# Written problem
Omit every picture and write out the rest of the records exactly.

-- START OF Task input --

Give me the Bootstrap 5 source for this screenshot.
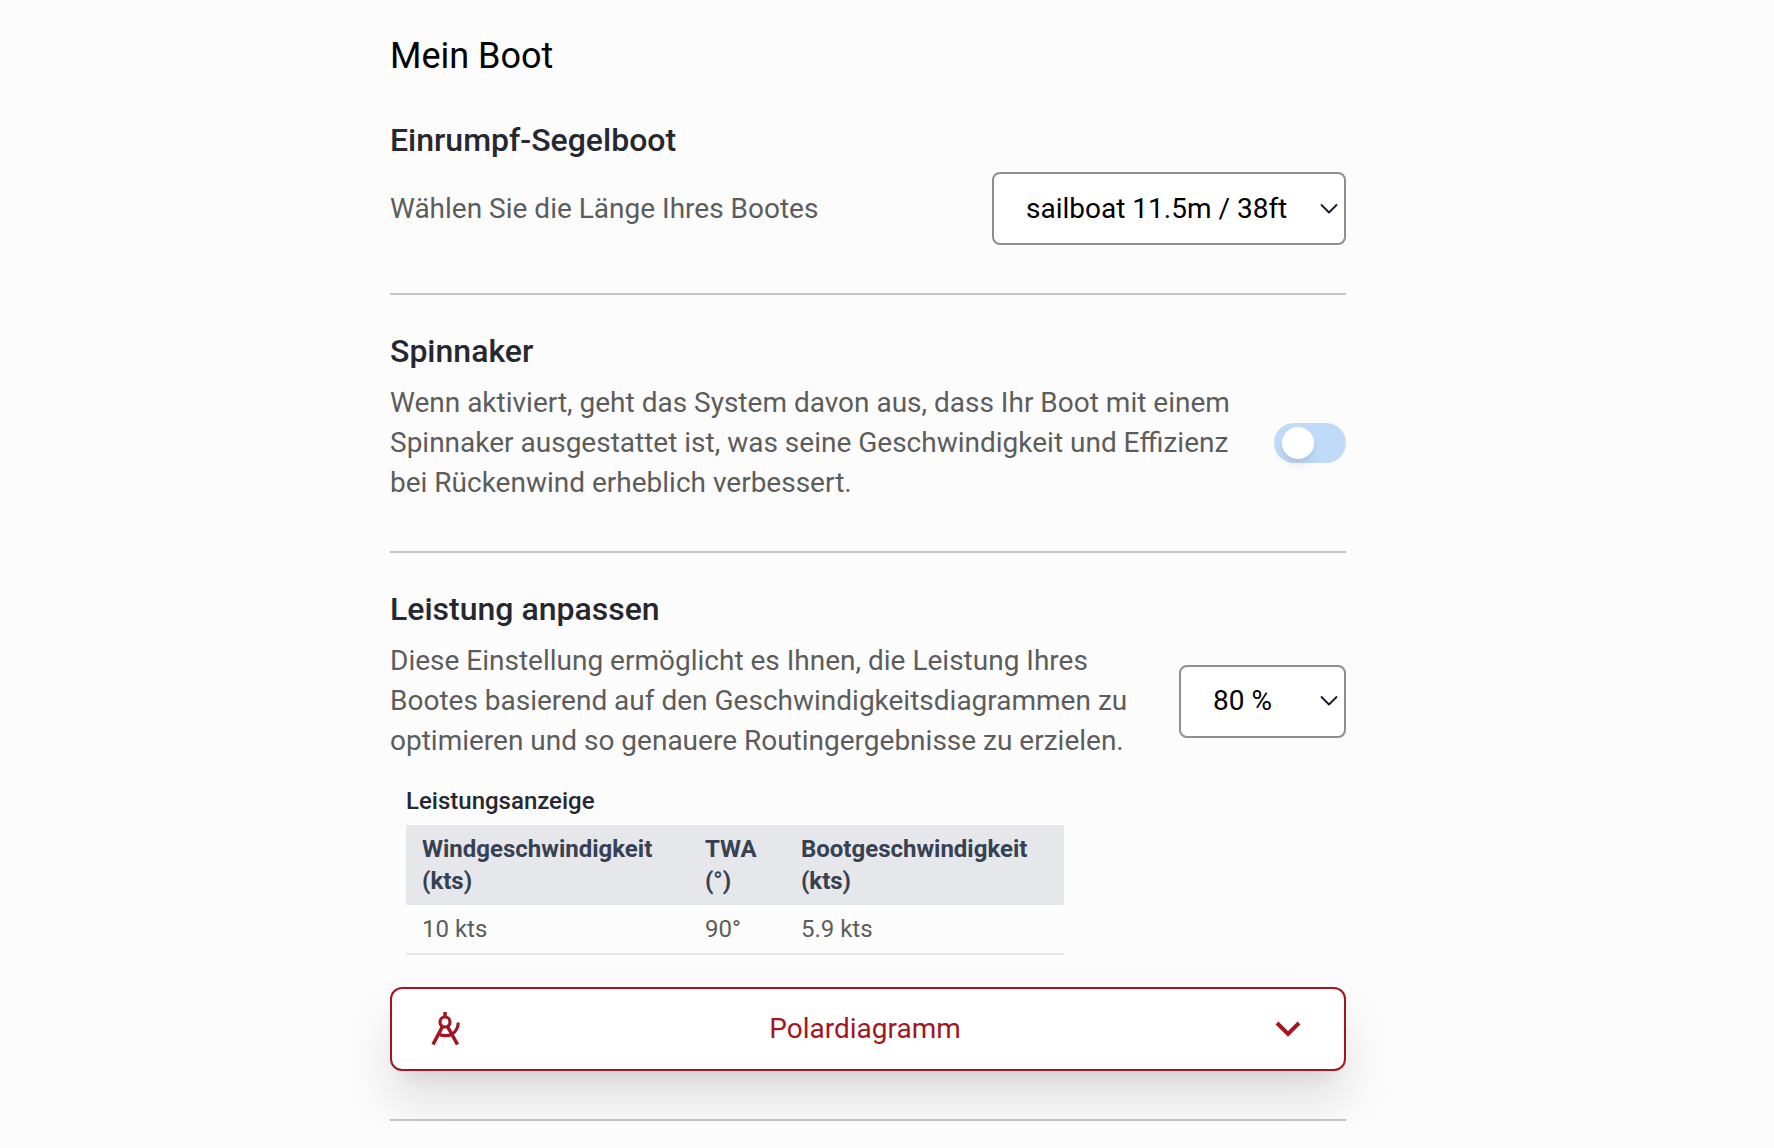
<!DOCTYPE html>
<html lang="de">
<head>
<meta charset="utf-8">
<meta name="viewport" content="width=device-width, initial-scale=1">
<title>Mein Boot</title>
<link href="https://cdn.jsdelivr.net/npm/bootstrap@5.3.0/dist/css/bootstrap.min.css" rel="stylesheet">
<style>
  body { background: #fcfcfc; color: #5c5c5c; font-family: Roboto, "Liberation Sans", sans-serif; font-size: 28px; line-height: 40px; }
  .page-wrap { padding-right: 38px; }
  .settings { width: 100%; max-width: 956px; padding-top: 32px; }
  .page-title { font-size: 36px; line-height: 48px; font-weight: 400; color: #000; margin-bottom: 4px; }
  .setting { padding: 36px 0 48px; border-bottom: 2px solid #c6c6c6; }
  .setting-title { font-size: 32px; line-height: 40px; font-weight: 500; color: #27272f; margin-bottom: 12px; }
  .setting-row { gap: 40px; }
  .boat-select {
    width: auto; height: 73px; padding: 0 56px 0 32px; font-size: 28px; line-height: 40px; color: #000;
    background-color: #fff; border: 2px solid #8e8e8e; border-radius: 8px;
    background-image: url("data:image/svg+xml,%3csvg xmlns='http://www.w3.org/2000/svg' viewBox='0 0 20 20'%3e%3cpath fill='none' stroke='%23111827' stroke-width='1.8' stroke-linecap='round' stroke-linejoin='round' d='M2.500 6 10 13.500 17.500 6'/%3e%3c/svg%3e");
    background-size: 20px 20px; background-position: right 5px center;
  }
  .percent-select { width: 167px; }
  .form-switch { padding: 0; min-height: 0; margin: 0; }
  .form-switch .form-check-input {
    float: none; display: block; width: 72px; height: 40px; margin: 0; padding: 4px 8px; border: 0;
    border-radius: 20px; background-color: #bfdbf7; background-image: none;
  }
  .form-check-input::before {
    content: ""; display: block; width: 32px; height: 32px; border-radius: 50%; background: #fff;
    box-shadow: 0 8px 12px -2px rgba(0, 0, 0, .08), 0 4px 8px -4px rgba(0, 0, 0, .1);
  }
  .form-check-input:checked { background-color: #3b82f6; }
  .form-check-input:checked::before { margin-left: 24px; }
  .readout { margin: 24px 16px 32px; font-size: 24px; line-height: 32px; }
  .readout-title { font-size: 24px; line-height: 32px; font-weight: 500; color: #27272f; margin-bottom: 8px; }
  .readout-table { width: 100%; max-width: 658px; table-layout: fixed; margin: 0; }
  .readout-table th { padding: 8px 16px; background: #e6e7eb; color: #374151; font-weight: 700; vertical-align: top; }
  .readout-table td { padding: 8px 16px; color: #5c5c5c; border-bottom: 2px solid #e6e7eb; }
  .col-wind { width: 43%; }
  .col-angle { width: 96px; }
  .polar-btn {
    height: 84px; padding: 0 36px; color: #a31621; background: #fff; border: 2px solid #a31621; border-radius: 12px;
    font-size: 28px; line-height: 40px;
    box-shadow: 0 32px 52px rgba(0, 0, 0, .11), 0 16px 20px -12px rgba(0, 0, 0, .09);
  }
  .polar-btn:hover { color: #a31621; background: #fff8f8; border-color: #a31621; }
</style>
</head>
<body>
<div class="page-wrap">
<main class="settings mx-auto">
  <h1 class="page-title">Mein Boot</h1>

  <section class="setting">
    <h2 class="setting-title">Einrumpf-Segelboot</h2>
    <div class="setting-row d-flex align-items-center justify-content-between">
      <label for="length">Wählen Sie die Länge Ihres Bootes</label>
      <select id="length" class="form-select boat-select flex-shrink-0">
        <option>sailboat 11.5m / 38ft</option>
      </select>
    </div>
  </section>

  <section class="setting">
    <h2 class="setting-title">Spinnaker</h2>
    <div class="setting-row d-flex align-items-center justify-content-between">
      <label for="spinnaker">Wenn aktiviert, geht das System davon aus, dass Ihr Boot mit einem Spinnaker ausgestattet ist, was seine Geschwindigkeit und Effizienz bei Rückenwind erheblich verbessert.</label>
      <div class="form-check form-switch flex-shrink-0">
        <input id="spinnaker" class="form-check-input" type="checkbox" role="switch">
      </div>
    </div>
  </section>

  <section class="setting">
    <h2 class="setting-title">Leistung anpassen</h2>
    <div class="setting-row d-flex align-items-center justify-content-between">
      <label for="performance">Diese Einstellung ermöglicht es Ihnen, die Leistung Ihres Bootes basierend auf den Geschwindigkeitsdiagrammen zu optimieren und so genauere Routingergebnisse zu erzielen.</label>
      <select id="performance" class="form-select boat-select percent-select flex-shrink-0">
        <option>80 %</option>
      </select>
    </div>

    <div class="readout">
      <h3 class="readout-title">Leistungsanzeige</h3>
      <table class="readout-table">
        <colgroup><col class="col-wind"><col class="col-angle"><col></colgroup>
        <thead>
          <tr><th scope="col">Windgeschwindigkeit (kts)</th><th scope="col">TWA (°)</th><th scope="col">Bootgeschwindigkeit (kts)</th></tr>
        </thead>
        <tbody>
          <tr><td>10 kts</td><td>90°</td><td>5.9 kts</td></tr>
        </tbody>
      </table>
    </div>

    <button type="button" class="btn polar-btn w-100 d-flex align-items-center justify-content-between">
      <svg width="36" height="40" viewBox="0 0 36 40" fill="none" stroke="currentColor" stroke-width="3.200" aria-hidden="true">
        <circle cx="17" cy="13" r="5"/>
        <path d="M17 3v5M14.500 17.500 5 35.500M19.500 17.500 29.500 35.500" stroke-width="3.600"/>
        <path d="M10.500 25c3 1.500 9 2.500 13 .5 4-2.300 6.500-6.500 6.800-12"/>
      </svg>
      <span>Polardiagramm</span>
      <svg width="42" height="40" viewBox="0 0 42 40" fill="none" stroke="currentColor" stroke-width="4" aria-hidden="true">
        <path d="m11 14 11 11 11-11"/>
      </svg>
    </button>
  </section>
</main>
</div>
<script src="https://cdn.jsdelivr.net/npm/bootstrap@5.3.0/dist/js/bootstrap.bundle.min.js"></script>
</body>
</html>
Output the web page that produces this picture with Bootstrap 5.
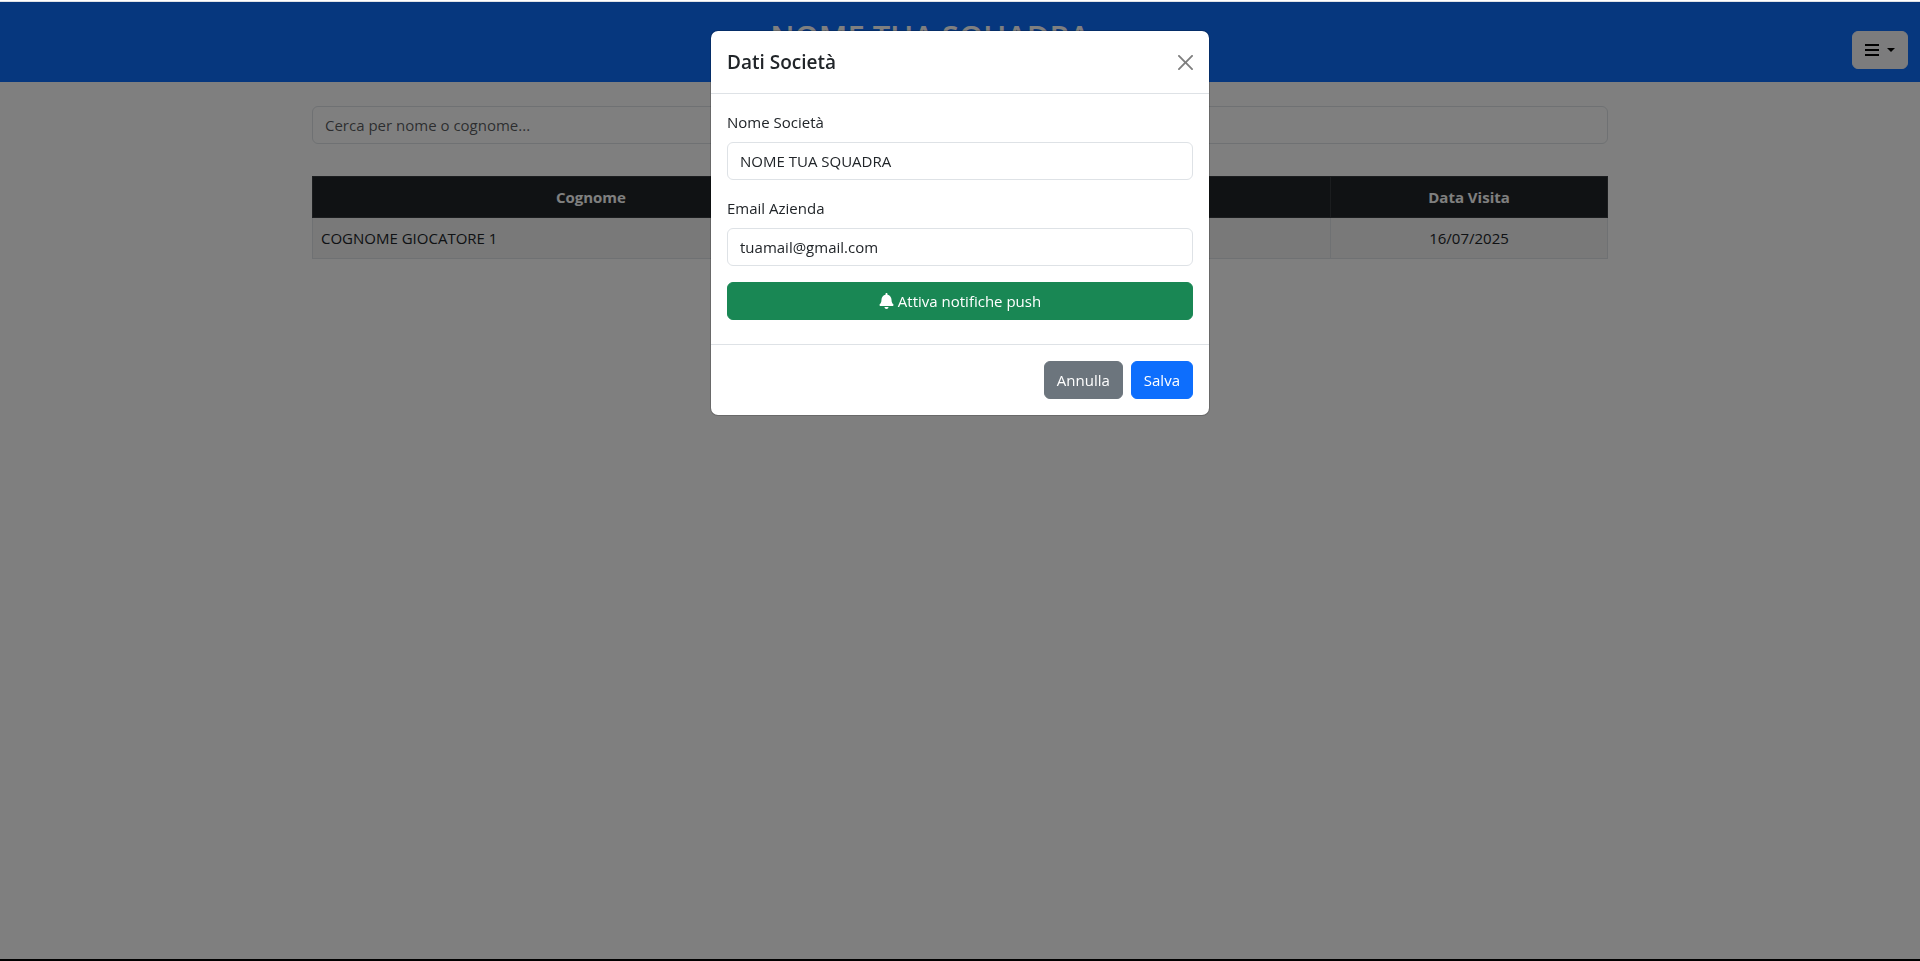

-- END OF Task input --

# Output of the task
Give me the Bootstrap 5 source for this screenshot.
<!DOCTYPE html>
<html lang="de">
<head>
<meta charset="utf-8">
<meta name="viewport" content="width=device-width, initial-scale=1">
<title>Mein Boot</title>
<link href="https://cdn.jsdelivr.net/npm/bootstrap@5.3.0/dist/css/bootstrap.min.css" rel="stylesheet">
<style>
  body { background: #fcfcfc; color: #5c5c5c; font-family: Roboto, "Liberation Sans", sans-serif; font-size: 28px; line-height: 40px; }
  .page-wrap { padding-right: 38px; }
  .settings { width: 100%; max-width: 956px; padding-top: 32px; }
  .page-title { font-size: 36px; line-height: 48px; font-weight: 400; color: #000; margin-bottom: 4px; }
  .setting { padding: 36px 0 48px; border-bottom: 2px solid #c6c6c6; }
  .setting-title { font-size: 32px; line-height: 40px; font-weight: 500; color: #27272f; margin-bottom: 12px; }
  .setting-row { gap: 40px; }
  .boat-select {
    width: auto; height: 73px; padding: 0 56px 0 32px; font-size: 28px; line-height: 40px; color: #000;
    background-color: #fff; border: 2px solid #8e8e8e; border-radius: 8px;
    background-image: url("data:image/svg+xml,%3csvg xmlns='http://www.w3.org/2000/svg' viewBox='0 0 20 20'%3e%3cpath fill='none' stroke='%23111827' stroke-width='1.8' stroke-linecap='round' stroke-linejoin='round' d='M2.500 6 10 13.500 17.500 6'/%3e%3c/svg%3e");
    background-size: 20px 20px; background-position: right 5px center;
  }
  .percent-select { width: 167px; }
  .form-switch { padding: 0; min-height: 0; margin: 0; }
  .form-switch .form-check-input {
    float: none; display: block; width: 72px; height: 40px; margin: 0; padding: 4px 8px; border: 0;
    border-radius: 20px; background-color: #bfdbf7; background-image: none;
  }
  .form-check-input::before {
    content: ""; display: block; width: 32px; height: 32px; border-radius: 50%; background: #fff;
    box-shadow: 0 8px 12px -2px rgba(0, 0, 0, .08), 0 4px 8px -4px rgba(0, 0, 0, .1);
  }
  .form-check-input:checked { background-color: #3b82f6; }
  .form-check-input:checked::before { margin-left: 24px; }
  .readout { margin: 24px 16px 32px; font-size: 24px; line-height: 32px; }
  .readout-title { font-size: 24px; line-height: 32px; font-weight: 500; color: #27272f; margin-bottom: 8px; }
  .readout-table { width: 100%; max-width: 658px; table-layout: fixed; margin: 0; }
  .readout-table th { padding: 8px 16px; background: #e6e7eb; color: #374151; font-weight: 700; vertical-align: top; }
  .readout-table td { padding: 8px 16px; color: #5c5c5c; border-bottom: 2px solid #e6e7eb; }
  .col-wind { width: 43%; }
  .col-angle { width: 96px; }
  .polar-btn {
    height: 84px; padding: 0 36px; color: #a31621; background: #fff; border: 2px solid #a31621; border-radius: 12px;
    font-size: 28px; line-height: 40px;
    box-shadow: 0 32px 52px rgba(0, 0, 0, .11), 0 16px 20px -12px rgba(0, 0, 0, .09);
  }
  .polar-btn:hover { color: #a31621; background: #fff8f8; border-color: #a31621; }
</style>
</head>
<body>
<div class="page-wrap">
<main class="settings mx-auto">
  <h1 class="page-title">Mein Boot</h1>

  <section class="setting">
    <h2 class="setting-title">Einrumpf-Segelboot</h2>
    <div class="setting-row d-flex align-items-center justify-content-between">
      <label for="length">Wählen Sie die Länge Ihres Bootes</label>
      <select id="length" class="form-select boat-select flex-shrink-0">
        <option>sailboat 11.5m / 38ft</option>
      </select>
    </div>
  </section>

  <section class="setting">
    <h2 class="setting-title">Spinnaker</h2>
    <div class="setting-row d-flex align-items-center justify-content-between">
      <label for="spinnaker">Wenn aktiviert, geht das System davon aus, dass Ihr Boot mit einem Spinnaker ausgestattet ist, was seine Geschwindigkeit und Effizienz bei Rückenwind erheblich verbessert.</label>
      <div class="form-check form-switch flex-shrink-0">
        <input id="spinnaker" class="form-check-input" type="checkbox" role="switch">
      </div>
    </div>
  </section>

  <section class="setting">
    <h2 class="setting-title">Leistung anpassen</h2>
    <div class="setting-row d-flex align-items-center justify-content-between">
      <label for="performance">Diese Einstellung ermöglicht es Ihnen, die Leistung Ihres Bootes basierend auf den Geschwindigkeitsdiagrammen zu optimieren und so genauere Routingergebnisse zu erzielen.</label>
      <select id="performance" class="form-select boat-select percent-select flex-shrink-0">
        <option>80 %</option>
      </select>
    </div>

    <div class="readout">
      <h3 class="readout-title">Leistungsanzeige</h3>
      <table class="readout-table">
        <colgroup><col class="col-wind"><col class="col-angle"><col></colgroup>
        <thead>
          <tr><th scope="col">Windgeschwindigkeit (kts)</th><th scope="col">TWA (°)</th><th scope="col">Bootgeschwindigkeit (kts)</th></tr>
        </thead>
        <tbody>
          <tr><td>10 kts</td><td>90°</td><td>5.9 kts</td></tr>
        </tbody>
      </table>
    </div>

    <button type="button" class="btn polar-btn w-100 d-flex align-items-center justify-content-between">
      <svg width="36" height="40" viewBox="0 0 36 40" fill="none" stroke="currentColor" stroke-width="3.200" aria-hidden="true">
        <circle cx="17" cy="13" r="5"/>
        <path d="M17 3v5M14.500 17.500 5 35.500M19.500 17.500 29.500 35.500" stroke-width="3.600"/>
        <path d="M10.500 25c3 1.500 9 2.500 13 .5 4-2.300 6.500-6.500 6.800-12"/>
      </svg>
      <span>Polardiagramm</span>
      <svg width="42" height="40" viewBox="0 0 42 40" fill="none" stroke="currentColor" stroke-width="4" aria-hidden="true">
        <path d="m11 14 11 11 11-11"/>
      </svg>
    </button>
  </section>
</main>
</div>
<script src="https://cdn.jsdelivr.net/npm/bootstrap@5.3.0/dist/js/bootstrap.bundle.min.js"></script>
</body>
</html>
Output the web page that produces this picture with Bootstrap 5.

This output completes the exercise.